Far Left & Left: Platform; Right: Before; Far Right: After; Photos ©Katie Gibbs Photography
The design challenge, Abramson says, was to create an atmosphere and a destination out of nothing but a rundown empty building that hadn’t been used in 15 years. “We see this as a gentrification of an existing urban environment where we are injecting new life into it. We wanted it to have the character of repurposed versus new, so when you walk through you feel as though you are part of an existing urban microcosm. And you really do get that sense.”
Still, history remains. For example, the original car repair bays are now shops and restaurants with glass storefronts replacing the garage doors. Abramson points to the Loqui Taco Bar as an example of the mix of new and old. “We preserved this environment with raw industrial and imperfect elements. Flaws in the existing cinder block walls were left exposed, and a tin roof ceiling adds to this ‘back-alley found’ industrial style,” he says.
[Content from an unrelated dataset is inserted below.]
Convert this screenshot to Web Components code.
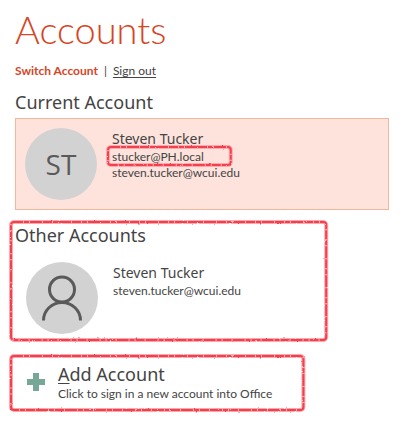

The name Platform pays homage to the historic rail lines, but it also underscores a new approach to retail as a showcase. “We are not trying to create a new shopping mall; we are trying to create a shopping environment, the kind found in an urban microcosm,” explains Abramson.
Retail is all about the experience, and Abramson says the emphasis on the experience between the buildings is pushing the envelope. “It’s tactile. The central courtyard is green and people hang under the trees, live oaks that are so respected in California. There is also a nice sense of scale in the places.”
Also striking are the office spaces. Visit Platform on a workday and you are likely to find a meeting taking place at Beans and Brews patio, and workers clustered around laptops on the patios and decks woven into office areas. This is the first stage of what will be a very exciting transformation of a corner, according to Abramson. Still navigating the lengthy approval process are plans for a six-story hotel, another five-story building with an additional 200 residences, as well as a retail and restaurant space grouped around an open plaza and green space.